Single Element Array

If the array contains only one element, no moves are needed because all elements are already equal by definition. A naive implementation might accidentally perform unnecessary calculations or assumptions about multiple elements. This implementation handles the case naturally because the difference between the single value and the minimum is zero.

Arrays with Negative Numbers

Negative values can sometimes break incorrect mathematical assumptions. For example:

[-5, -3, -1]

The minimum is -5, and the algorithm correctly computes:

(-5 - -5) + (-3 - -5) + (-1 - -5)
= 0 + 2 + 4
= 6

Because the solution relies only on arithmetic differences, negative values are handled correctly without any special logic.

Arrays Already Equal

When all elements are already identical, every difference from the minimum is zero. The algorithm therefore returns 0.

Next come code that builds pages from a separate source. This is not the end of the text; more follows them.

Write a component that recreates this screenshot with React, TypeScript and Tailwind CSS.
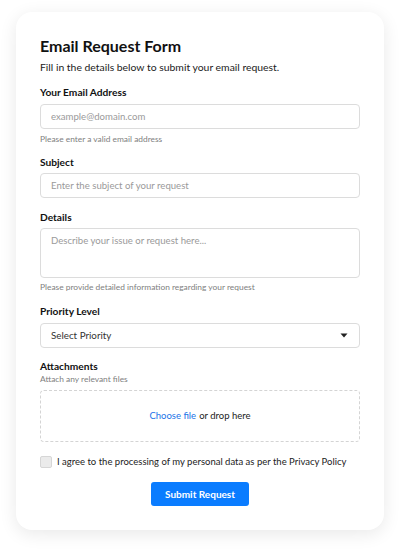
const inputCls =
  'block w-full h-[25px] rounded border border-[#dcdcdc] bg-white px-[10px] text-[9.6px] text-[#333] placeholder:text-[#9a9a9a] outline-none';

const labelCls = 'block text-[10.2px] font-bold leading-[14px] text-[#111]';
const helpCls = 'text-[8.4px] leading-[12px] text-[#808080]';

export default function App() {
  return (
    <div className="min-h-[550px] bg-white px-4 pt-3 pb-5" style={{ fontFamily: 'Lato, "Noto Sans", sans-serif' }}>
      <div className="rounded-2xl bg-white px-6 pt-6 pb-6 shadow-[0_4px_18px_rgba(0,0,0,0.09)]">
        <h1 className="text-[16px] font-bold leading-[20px] text-[#111]">Email Request Form</h1>
        <p className="mt-[3px] text-[10.4px] leading-[16px] text-[#222]">
          Fill in the details below to submit your email request.
        </p>

        <label className={`mt-[10px] ${labelCls}`}>Your Email Address</label>
        <input className={`mt-[5px] ${inputCls}`} placeholder="example@domain.com" />
        <p className={`mt-[4px] ${helpCls}`}>Please enter a valid email address</p>

        <label className={`mt-[10px] ${labelCls}`}>Subject</label>
        <input className={`mt-[4px] ${inputCls}`} placeholder="Enter the subject of your request" />

        <label className={`mt-[12px] ${labelCls}`}>Details</label>
        <textarea
          className="mt-[4px] block h-[50px] w-full resize-none rounded border border-[#dcdcdc] bg-white px-[10px] py-[5px] text-[9.6px] leading-[14px] text-[#333] placeholder:text-[#9a9a9a] outline-none"
          placeholder="Describe your issue or request here..."
        />
        <p className={`mt-[3px] ${helpCls}`}>Please provide detailed information regarding your request</p>

        <label className={`mt-[11px] ${labelCls}`}>Priority Level</label>
        <div className="mt-[5px] flex h-[25px] items-center justify-between rounded border border-[#dcdcdc] bg-white px-[10px]">
          <span className="text-[9.8px] text-[#333]">Select Priority</span>
          <svg width="8" height="5" viewBox="0 0 8 5" className="mr-[1px]">
            <path d="M0.5 0.5h7L4 4.5z" fill="#222" />
          </svg>
        </div>

        <label className={`mt-[11px] ${labelCls}`}>Attachments</label>
        <p className={helpCls}>Attach any relevant files</p>
        <div className="mt-[5px] flex h-[52px] items-center justify-center rounded border border-dashed border-[#d4d4d4] text-[9.5px]">
          <span className="text-[#1a73e8]">Choose file</span>
          <span className="ml-[3px] text-[#222]">or drop here</span>
        </div>

        <div className="mt-[13px] flex items-center gap-[5px]">
          <span className="h-[12px] w-[12px] shrink-0 rounded-[2px] border border-[#d6d6d6] bg-[#ebebeb]" />
          <span className="whitespace-nowrap text-[9.5px] leading-[14px] text-[#222]">
            I agree to the processing of my personal data as per the Privacy Policy
          </span>
        </div>

        <div className="mt-[13px] flex justify-center">
          <button
            type="button"
            className="h-[24px] w-[98px] rounded-[3px] bg-[#0a7cff] text-[10px] font-bold text-white"
          >
            Submit Request
          </button>
        </div>
      </div>
    </div>
  );
}
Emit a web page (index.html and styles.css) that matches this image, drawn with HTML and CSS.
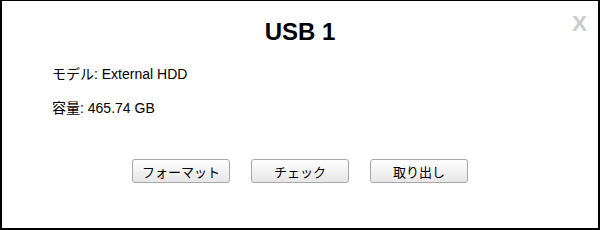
FILE: index.html
```html
<!DOCTYPE html>
<html lang="ja">
<head>
    <meta charset="UTF-8">
    <title>USB 1</title>
    <link rel="stylesheet" href="styles.css">
</head>
<body>

<div class="dialog">
    <!-- close -->
    <span class="close">X</span>

    <h2 class="title">USB 1</h2>

    <div class="info">
        <p class="info-row">モデル: External HDD</p>
        <p class="info-row">容量: 465.74 GB</p>
    </div>

    <div class="actions">
        <button type="button" class="btn">フォーマット</button>
        <button type="button" class="btn">チェック</button>
        <button type="button" class="btn">取り出し</button>
    </div>
</div>

</body>
</html>
```

FILE: styles.css
```css
body {
    margin: 0;
    padding: 0;
    font-family: Arial, 'Liberation Sans', 'Noto Sans CJK JP', sans-serif;
    background-color: #fff;
}

.dialog {
    position: relative;
    box-sizing: border-box;
    width: 600px;
    height: 230px;
    border: 2px solid #000;
    border-top-width: 1px;
    background-color: #fff;
}

.close {
    position: absolute;
    top: 10px;
    right: 11px;
    font-size: 22px;
    font-weight: bold;
    line-height: 26px;
    color: #cbcbcb;
    cursor: pointer;
}

.title {
    margin: 17px 0 0 0;
    font-size: 24px;
    line-height: 28px;
    font-weight: bold;
    color: #000;
    text-align: center;
}

.info {
    padding-left: 50px;
    margin-top: 20px;
}

.info-row {
    margin: 0 0 18px 0;
    font-size: 14px;
    line-height: 16px;
    color: #000;
}

.actions {
    display: flex;
    justify-content: center;
    gap: 21px;
    margin-top: 43px;
}

.btn {
    box-sizing: border-box;
    width: 98px;
    height: 24px;
    padding: 0;
    font-family: Arial, 'Liberation Sans', 'Noto Sans CJK JP', sans-serif;
    font-size: 13px;
    color: #000;
    background: linear-gradient(#ffffff, #e6e6e6);
    border: 1px solid #a9a9a9;
    border-radius: 3px;
    cursor: pointer;
}

.btn:hover {
    background: linear-gradient(#ffffff, #d8d8d8);
}
```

This is important because simulation-based approaches can accidentally enter unnecessary loops if equality checks are implemented incorrectly.

Very Large Values

The constraints allow values as large as 10^9. Repeated simulation could become extremely slow for such inputs. The mathematical solution avoids this issue entirely by computing the answer directly in linear time.

Additionally, the problem guarantees the final answer fits within a 32-bit integer, so standard integer arithmetic is sufficient in both Python and Go.